Paper

Spin-current drift-diffusion transport in common spin-orbit-torque structures

Abstract

We summarize and simplify the drift-diffusion transport of spin-currents in s-band dominant transition metal systems for a few well-studied one dimensional solutions for technology-relevant measurements. They highlight the importance of the spin-current “loading” effect and interface spin resistance-area products (spin-RAs). Main conclusions from this study are (1) For a nonmagnetic conduction metal, there is a material-specific spin-RA that is defined by ( ρ × λ sf ) , i.e., the resistivity-spin flip diffusion length product. This spin-RA sets the scale for other interface-related spin-RA quantities for effective spin-current transport. (2) Any spin-Hall coefficient ( Θ SH ) measurements needs to have a full spin-conductance analysis to ensure the proper deduction of material specific metrics, such as Θ SH and λ sf from observations, while including the role of interface spin-RAs. (3) Such interface-related spin-RA consideration exists also for common ferromagnetic transition metal/alloys, which combines spin-flip scattering with that of transverse spin-dephasing (mixing-conductance) related spin-currents and generally making an interface spin-conductance that is non-isotropic against spin-current’s polarization direction.
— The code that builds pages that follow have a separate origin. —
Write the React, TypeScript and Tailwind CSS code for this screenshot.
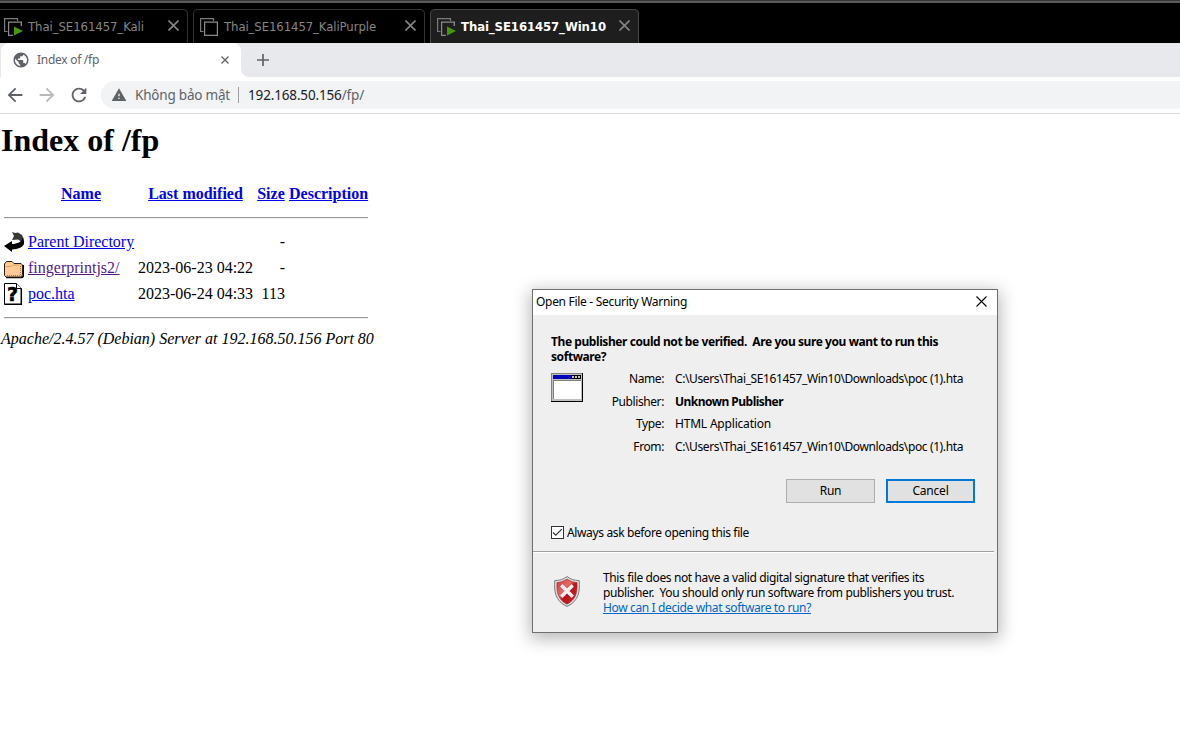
import type { ReactNode } from "react";
import { MdArrowBack, MdArrowForward, MdPublic, MdRefresh, MdWarning } from "react-icons/md";

function Cross({ className, size, stroke = 1.5 }: { className?: string; size: number; stroke?: number }) {
  return (
    <svg width={size} height={size} viewBox={`0 0 ${size} ${size}`} className={className}>
      <path d={`M0.5 0.5L${size - 0.5} ${size - 0.5}M${size - 0.5} 0.5L0.5 ${size - 0.5}`} stroke="currentColor" strokeWidth={stroke} fill="none" />
    </svg>
  );
}

function VmIcon({ running, active }: { running?: boolean; active?: boolean }) {
  const back = active ? "#1e1e1e" : "#000";
  return (
    <svg width="20" height="18" viewBox="0 0 20 18" className="shrink-0">
      <path d="M3.5 13.5H0.6V0.6H13.5V3" fill="none" stroke="#7a7a7a" strokeWidth="1.2" />
      <path d="M4.6 4.1H17.4V17.4H4.6Z" fill={back} stroke="#8a8a8a" strokeWidth="1.2" />
      {running && (
        <>
          <path d="M9 8H20V18H9Z" fill={back} />
          <path d="M17.4 4.1V8" stroke="#8a8a8a" strokeWidth="1.2" />
          <path d="M10 8.500L19 13L10 17.500Z" fill="#48960c" />
        </>
      )}
    </svg>
  );
}

function VmTab({ className, label, running, active, labelClass }: { className: string; label: string; running?: boolean; active?: boolean; labelClass: string }) {
  return (
    <div className={`flex h-[34px] shrink-0 items-center border-t border-r ${className}`}>
      <VmIcon running={running} active={active} />
      <span className={`ml-1 grow whitespace-pre ${labelClass}`}>{label}</span>
      <Cross size={11} className="mr-2 mb-[2px] shrink-0 text-[#858585]" stroke={1.6} />
    </div>
  );
}

function BackIcon() {
  return (
    <svg width="20" height="22" viewBox="0 0 20 22">
      <path d="M8 1L11 2L14 1.5L18 4L19.5 8L18 11L14 8.5L8 9L10 5Z" fill="#383838" />
      <path d="M0 15L8 10V13C13 13 18 11 19 6L20 10V13C18 17 14 18 8 18.5V21Z" fill="#000" />
    </svg>
  );
}

function FolderIcon() {
  return (
    <svg width="20" height="22" viewBox="0 0 20 22">
      <path d="M2 20.5H18L19.5 19V8" fill="none" stroke="#000" strokeWidth="1.6" />
      <path d="M0.5 7L2.5 4.5H8L10 6.5H17L18.5 8V18L17 20H2L0.5 18.5Z" fill="#fc9" stroke="#2b2118" />
      <path d="M1.5 9.5H7L9.5 8H17" fill="none" stroke="#e0a060" />
      <path d="M3 18.5H16.5V9" fill="none" stroke="#a8713c" strokeDasharray="1 1" />
    </svg>
  );
}

function UnknownIcon() {
  return (
    <svg width="20" height="22" viewBox="0 0 20 22">
      <path d="M0.5 0.5H12.5L17.5 5.5V21.5H0.5Z" fill="#fff" stroke="#000" />
      <path d="M12.5 0.5V5.5H17.5" fill="#fff" stroke="#000" />
      <path d="M1 21.3H17.3V6" fill="none" stroke="#000" strokeWidth="1.5" />
      <text x="8.6" y="17.5" textAnchor="middle" fontFamily="DejaVu Sans" fontWeight="bold" fontSize="19" stroke="#000" strokeWidth="0.6">?</text>
    </svg>
  );
}

function WindowIcon() {
  return (
    <svg width="32" height="29" viewBox="0 0 32 29" shapeRendering="crispEdges" className="mt-[5px]">
      <rect width="32" height="29" fill="#000" />
      <rect width="31" height="28" fill="#808080" />
      <rect x="1" y="1" width="30" height="27" fill="#c0c0c0" />
      <rect x="2" y="2" width="28" height="4" fill="#0000b8" />
      <path d="M21 2H30V6H21Z" fill="#000" />
      <path d="M21 3H23V5H21ZM24 3H26V5H24ZM27 3H29V5H27Z" fill="#c0c0c0" />
      <rect x="2" y="7" width="28" height="19" fill="#808080" />
      <rect x="3" y="8" width="27" height="18" fill="#fff" />
    </svg>
  );
}

function ShieldIcon() {
  return (
    <svg width="26" height="31" viewBox="0 0 26 31">
      <defs>
        <linearGradient id="shield" x1="0" y1="0" x2="1" y2="1">
          <stop offset="0" stopColor="#d63a3a" />
          <stop offset="0.4" stopColor="#e26a66" />
          <stop offset="0.55" stopColor="#b81419" />
          <stop offset="1" stopColor="#d02c2e" />
        </linearGradient>
      </defs>
      <path d="M13 0.5C16 3 20 4.5 25.2 4.6C26 15 25 25 13 30.5C1 25 0 15 0.8 4.6C6 4.5 10 3 13 0.5Z" fill="#dedede" stroke="#777b7b" />
      <path d="M13 3C16 5 19 6.3 23 6.6C23.5 15 22.5 23.5 13 28.2C3.500 23.5 2.500 15 3 6.600C7 6.300 10 5 13 3Z" fill="url(#shield)" stroke="#9c2226" strokeWidth="0.6" />
      <path d="M8.500 10.500L17.500 19.500M17.500 10.500L8.500 19.500" stroke="#f4f4f4" strokeWidth="3.400" strokeLinecap="square" />
    </svg>
  );
}

function Link({ children, className = "text-[#0000ee]" }: { children: ReactNode; className?: string }) {
  return <a className={`underline ${className}`}>{children}</a>;
}

const columns = "grid h-[26px] grid-cols-[20px_106px_115px_28px_79px] items-center gap-x-1 whitespace-nowrap";

function Row({ icon, children }: { icon: ReactNode; children: ReactNode }) {
  return (
    <div className={columns}>
      {icon}
      {children}
    </div>
  );
}

function Rule({ className }: { className: string }) {
  return <div className={`h-[2px] border-t border-b border-t-[#9a9a9a] border-b-[#eeeeee] ${className}`} />;
}

function Listing() {
  return (
    <main className="h-[634px] w-full bg-white pt-[8px] font-['Liberation_Serif',serif] text-[16px] leading-[18px] text-black">
      <h1 className="pl-px text-[32px] leading-[37px] font-bold">Index of /fp</h1>
      <div className="mt-[22px] ml-1 w-[364px]">
        <div className={`${columns} text-center font-bold`}>
          <span />
          <Link>Name</Link>
          <Link>Last modified</Link>
          <Link>Size</Link>
          <Link>Description</Link>
        </div>
        <Rule className="mt-[10px]" />
        <div className="mt-[10px]">
          <Row icon={<BackIcon />}>
            <Link>Parent Directory</Link>
            <span />
            <span className="text-right">-</span>
          </Row>
          <Row icon={<FolderIcon />}>
            <Link className="text-[#551a8b]">fingerprintjs2/</Link>
            <span>2023-06-23 04:22</span>
            <span className="text-right">-</span>
          </Row>
          <Row icon={<UnknownIcon />}>
            <Link>poc.hta</Link>
            <span>2023-06-24 04:33</span>
            <span className="text-right">113</span>
          </Row>
        </div>
        <Rule className="mt-[10px]" />
      </div>
      <address className="mt-[11px] pl-px italic">Apache/2.4.57 (Debian) Server at 192.168.50.156 Port 80</address>
    </main>
  );
}

function Dialog() {
  const file = "C:\\Users\\Thai_SE161457_Win10\\Downloads\\poc (1).hta";
  return (
    <section className="absolute top-[289px] left-[532px] h-[344px] w-[466px] border border-[#6f6f6f] bg-[#efefef] font-['Noto_Sans',sans-serif] text-[12px] leading-[15px] whitespace-pre text-black shadow-[0_4px_16px_2px_rgba(0,0,0,0.28)]">
      <header className="flex h-[25px] items-center justify-between bg-white pr-[10px] pb-[2px] pl-[3px]">
        <span className="tracking-[-0.3px]">Open File - Security Warning</span>
        <Cross size={11} stroke={1.1} />
      </header>
      <div className="h-[236px] pt-[19px] pr-[22px] pl-[18px]">
        <p className="font-bold tracking-[-0.423px]">{"The publisher could not be verified.  Are you sure you want to run this\nsoftware?"}</p>
        <div className="mt-[4px] flex">
          <WindowIcon />
          <div className="-mt-px grid auto-rows-[22.67px] grid-cols-[81px_1fr] items-center gap-x-[11px]">
            <span className="text-right tracking-[-0.4px]">Name:</span>
            <span className="tracking-[-0.384px]">{file}</span>
            <span className="pt-[2px] text-right tracking-[-0.4px]">Publisher:</span>
            <span className="pt-[2px] font-bold tracking-[-0.525px]">Unknown Publisher</span>
            <span className="text-right tracking-[-0.4px]">Type:</span>
            <span className="tracking-[-0.192px]">HTML Application</span>
            <span className="text-right tracking-[-0.4px]">From:</span>
            <span className="tracking-[-0.384px]">{file}</span>
          </div>
        </div>
        <div className="mt-[21px] flex justify-end gap-[11px]">
          <button className="h-[24px] w-[89px] border border-[#adadad] bg-[#e1e1e1] tracking-[-0.2px]">Run</button>
          <button className="h-[24px] w-[89px] border-2 border-[#0078d7] bg-[#e1e1e1] tracking-[-0.2px]">Cancel</button>
        </div>
        <label className="mt-[22px] flex items-center gap-[3px] tracking-[-0.363px]">
          <svg width="13" height="13" viewBox="0 0 13 13">
            <rect x="0.5" y="0.5" width="12" height="12" fill="#fff" stroke="#333" />
            <path d="M2 6.500L4.800 9.200L10.800 3.200" fill="none" stroke="#333" strokeWidth="1.200" />
          </svg>
          Always ask before opening this file
        </label>
      </div>
      <div className="mr-[3px] h-[2px] border-t border-b border-t-[#a0a0a0] border-b-white" />
      <footer className="flex pt-[17px] pl-[21px]">
        <div className="mt-[6px] w-[49px]"><ShieldIcon /></div>
        <div className="flex flex-col items-start">
          <span className="tracking-[-0.373px]">This file does not have a valid digital signature that verifies its</span>
          <span className="tracking-[-0.356px]">{"publisher.  You should only run software from publishers you trust."}</span>
          <a className="tracking-[-0.367px] text-[#0066cc] underline">How can I decide what software to run?</a>
        </div>
      </footer>
    </section>
  );
}

export default function App() {
  return (
    <div className="relative flex h-[748px] w-[1180px] flex-col overflow-hidden bg-white">
      <div className="h-[3px] border-t border-t-[#383838] bg-[#5c5c5c]" />
      <div className="flex h-[40px] items-start gap-[5px] overflow-hidden bg-black pt-[6px] font-['DejaVu_Sans_Condensed','DejaVu_Sans',sans-serif] text-[13px] leading-[18px]">
        <VmTab className="w-[188px] rounded-tr-[5px] border-[#333] pl-1" running label="Thai_SE161457_Kali" labelClass="tracking-[-0.069px] text-[#858585]" />
        <VmTab className="w-[232px] rounded-t-[5px] border-l border-[#333] pl-[6px]" label="Thai_SE161457_KaliPurple" labelClass="tracking-[-0.089px] text-[#858585]" />
        <VmTab className="w-[209px] rounded-t-[5px] border-l border-[#484848] bg-[#1e1e1e] pl-[6px]" running active label="Thai_SE161457_Win10" labelClass="font-bold tracking-[-0.09px] text-white" />
      </div>
      <div className="flex h-[34px] bg-white font-['Noto_Sans',sans-serif]">
        <div className="flex w-[241px] shrink-0 bg-[#e8e9ed]">
          <div className="ml-px flex grow items-center rounded-t-[8px] bg-white pr-[12px] pl-[11px] text-[12px] text-[#5f6368]">
            <MdPublic size={18} />
            <span className="ml-[7px] grow tracking-[-0.279px]">Index of /fp</span>
            <Cross size={8} stroke={1.4} />
          </div>
        </div>
        <div className="flex grow items-center rounded-bl-[8px] bg-[#e8e9ed] pl-[16px] text-[#5f6368]">
          <svg width="12" height="12" viewBox="0 0 12 12">
            <path d="M6 0V12M0 6H12" stroke="currentColor" strokeWidth="1.700" />
          </svg>
        </div>
      </div>
      <div className="flex h-[37px] shrink-0 items-center border-b border-[#dadce0] bg-white pl-[4px] font-['Noto_Sans',sans-serif] text-[13.5px] text-[#5f6368]">
        <MdArrowBack size={22} />
        <MdArrowForward size={22} className="ml-[10px] text-[#b8babd]" />
        <MdRefresh size={22} className="ml-[10px]" />
        <div className="ml-[11px] flex h-[28px] grow items-center rounded-l-full bg-[#f1f3f4] pl-[10px]">
          <MdWarning size={16} />
          <span className="ml-[8px] w-[103px] tracking-[-0.2px] whitespace-nowrap">Không bảo mật</span>
          <span className="h-[16px] w-px bg-[#9a9da1]" />
          <span className="ml-[9px] tracking-[-0.15px]"><span className="text-[#202124]">192.168.50.156</span>/fp/</span>
        </div>
      </div>
      <Listing />
      <Dialog />
    </div>
  );
}
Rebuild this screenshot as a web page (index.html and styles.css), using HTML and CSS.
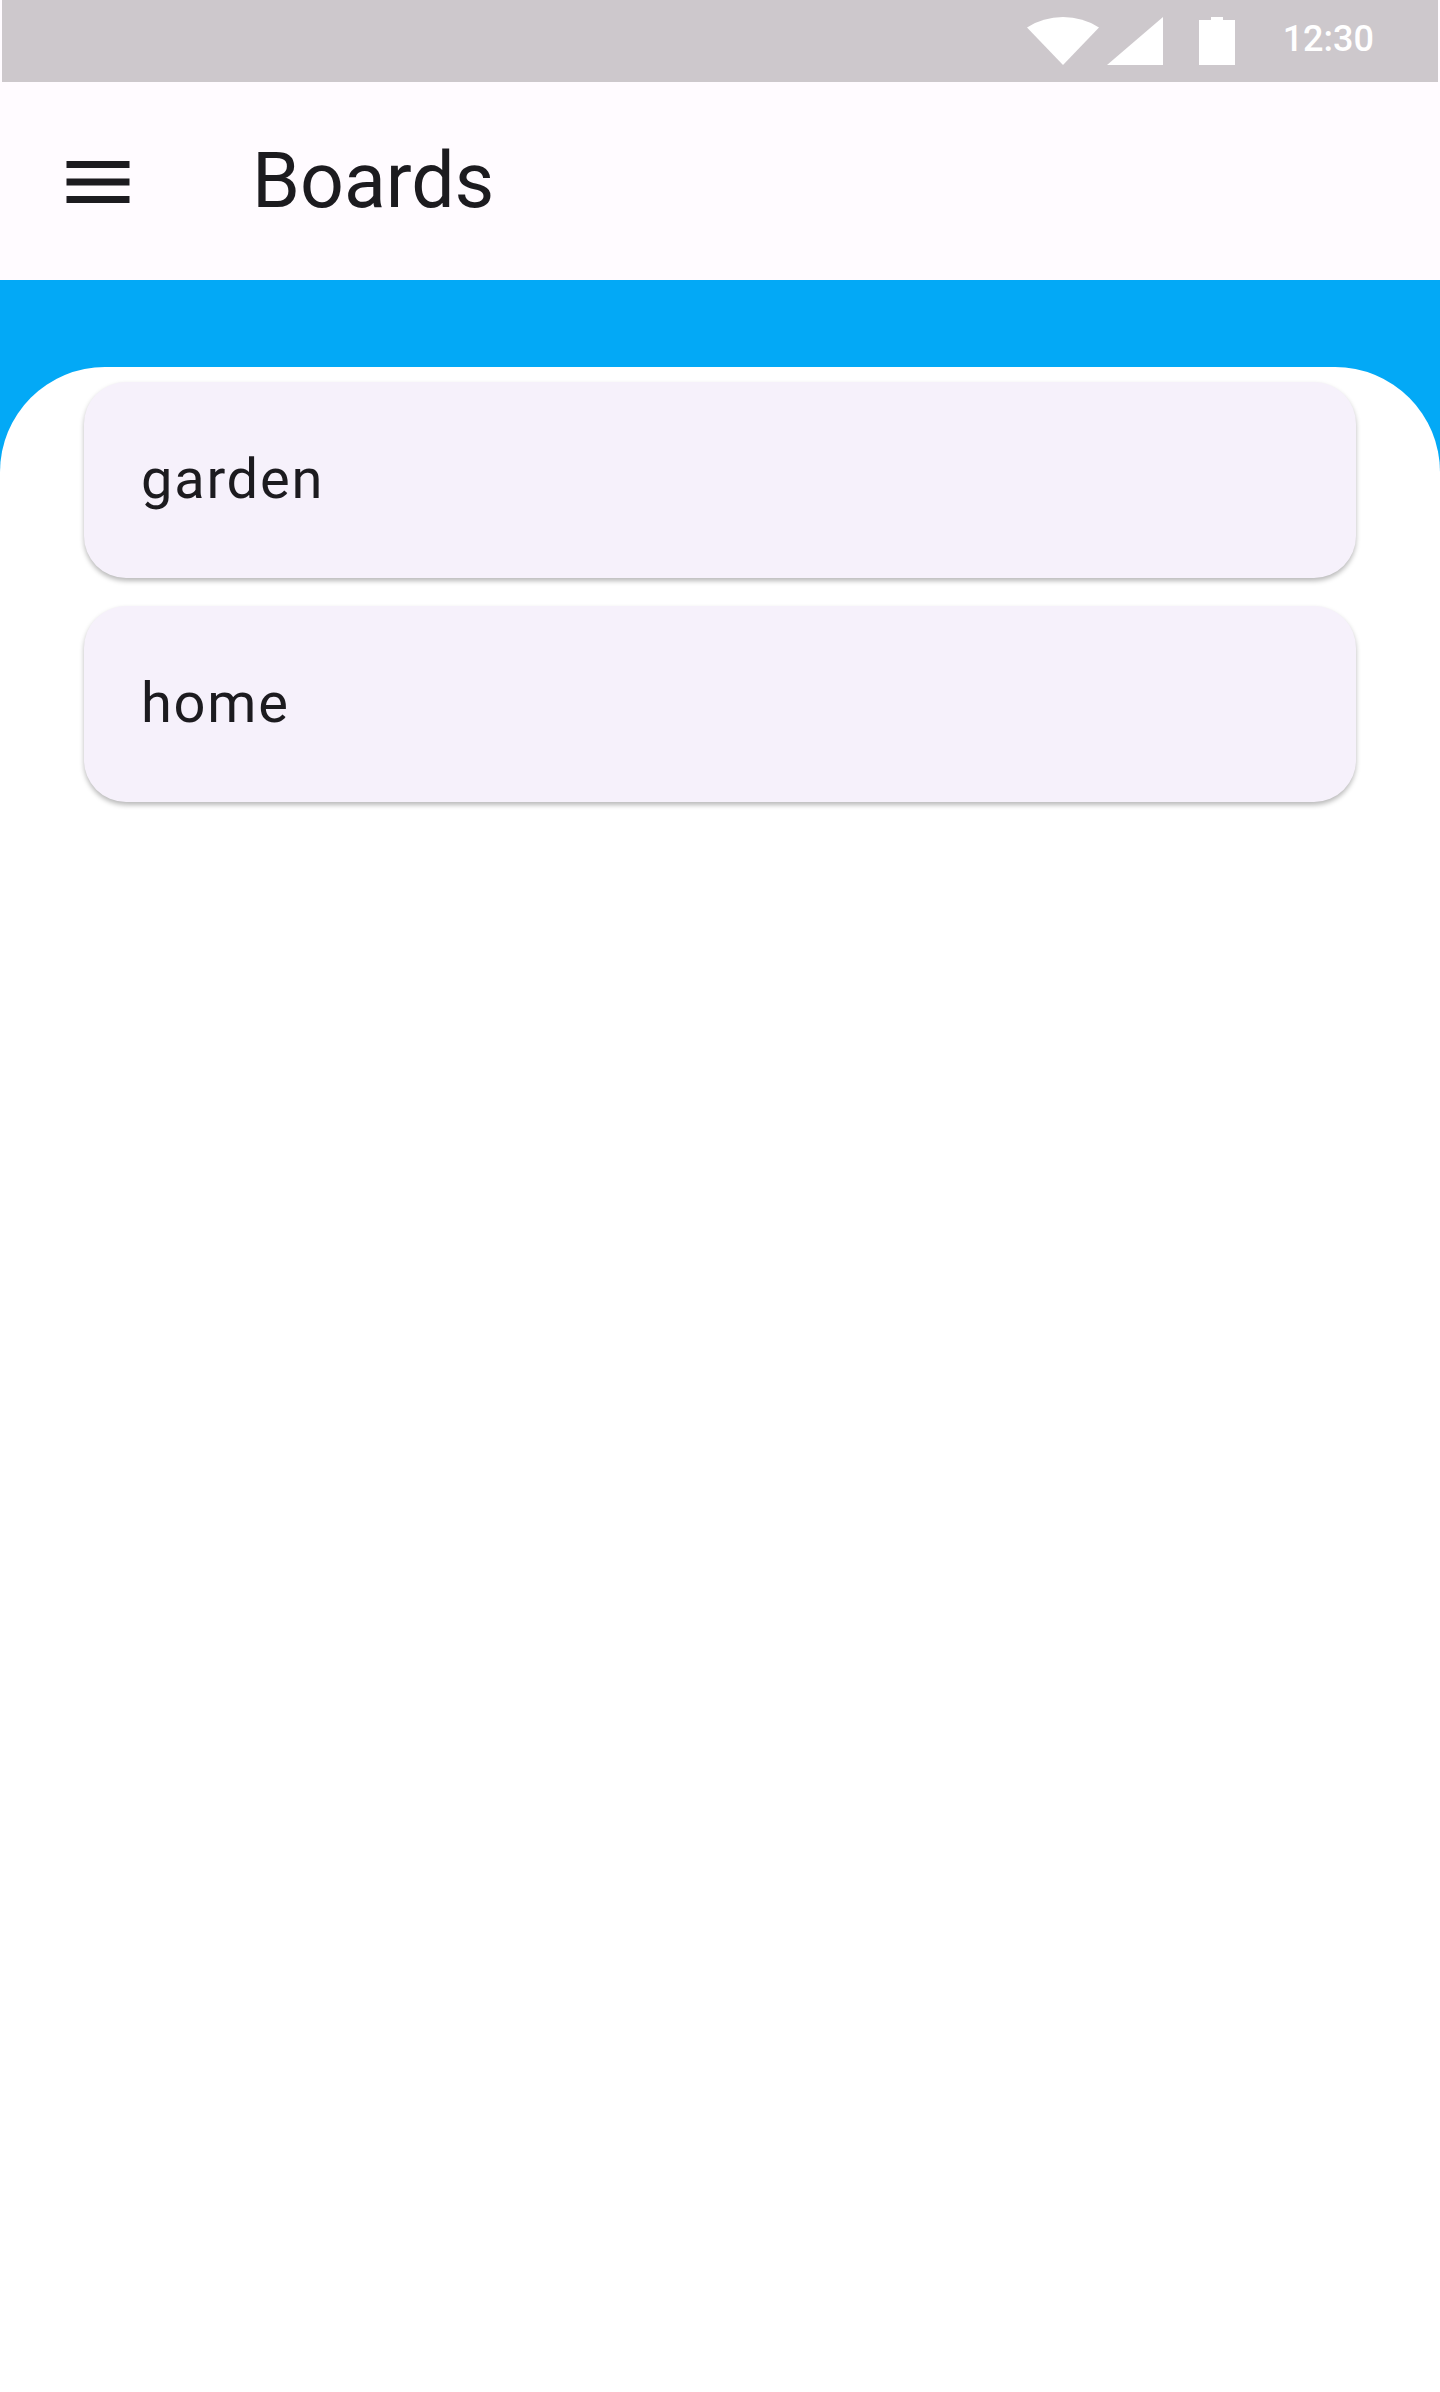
FILE: index.html
```html
<!DOCTYPE html>
<html lang="en">
<head>
<meta charset="utf-8">
<title>Boards</title>
<link rel="stylesheet" href="styles.css">
</head>
<body>
<header class="header">
  <div class="status-bar">
    <svg class="status-icons" viewBox="0 0 208 48" aria-hidden="true">
      <path d="M36 48 L0 10.5 Q16 0 36 0 Q56 0 72 10.5 Z"/>
      <path d="M80 48 L136 0 V48 Z"/>
      <path d="M172 3 H184 V0 H196 V3 H208 V48 H172 Z"/>
    </svg>
    <span class="clock">12:30</span>
  </div>
  <div class="app-bar">
    <svg class="menu-icon" viewBox="0 0 24 24" aria-hidden="true">
      <path d="M3 18h18v-2H3v2zm0-5h18v-2H3v2zm0-7v2h18V6H3z"/>
    </svg>
    <h1 class="title">Boards</h1>
  </div>
</header>
<main class="content">
  <section class="sheet">
    <div class="card">garden</div>
    <div class="card">home</div>
  </section>
</main>
</body>
</html>
```
FILE: styles.css
```css
* { box-sizing: border-box; }

body {
  margin: 0;
  min-height: 2392px;
  display: flex;
  flex-direction: column;
  font-family: Roboto, sans-serif;
  color: #1c1b1f;
  background: #fff;
}

.header {
  height: 280px;
  background: #fffbff;
}

.status-bar {
  height: 82px;
  margin: 0 2px;
  padding: 17px 64px 0 0;
  display: flex;
  justify-content: flex-end;
  align-items: flex-start;
  gap: 48px;
  background: #cdc8cc;
  color: #fff;
}

.status-icons {
  width: 208px;
  height: 48px;
  fill: currentColor;
}

.clock {
  font-size: 36px;
  font-weight: 500;
  line-height: 44px;
}

.app-bar {
  height: 198px;
  padding: 58px 56px 0;
  display: flex;
  align-items: flex-start;
  gap: 112px;
}

.menu-icon {
  width: 84px;
  height: 84px;
  fill: currentColor;
}

.title {
  margin: -8px 0 0;
  font-size: 77px;
  font-weight: 400;
  line-height: 98px;
}

.content {
  flex: 1;
  padding-top: 87px;
  display: flex;
  background: linear-gradient(#03a9f6 220px, #fff 220px);
}

.sheet {
  flex: 1;
  padding: 14.5px 84px 14px;
  display: flex;
  flex-direction: column;
  gap: 28px;
  background: #fff;
  border-radius: 105px 105px 0 0;
}

.card {
  height: 196px;
  padding: 55.5px 57px;
  font-size: 56px;
  line-height: 84px;
  letter-spacing: 1.75px;
  background: #f6f1fb;
  border-radius: 42px;
  box-shadow: 0 3px 5px rgba(0, 0, 0, 0.28);
}
```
Finally, these spin-RAs present a very low impedance environment of the order of 1 m Ω μ m 2 , in contrast with common structures in CMOS technology where RAs are usually above 1 Ω μ m 2 , such as a magnetic tunnel junction in CMOS-integrated magnetic memory. The low impedance nature of spin-current drift-diffusion transport is important to consider for accurate measurements and for technology integration.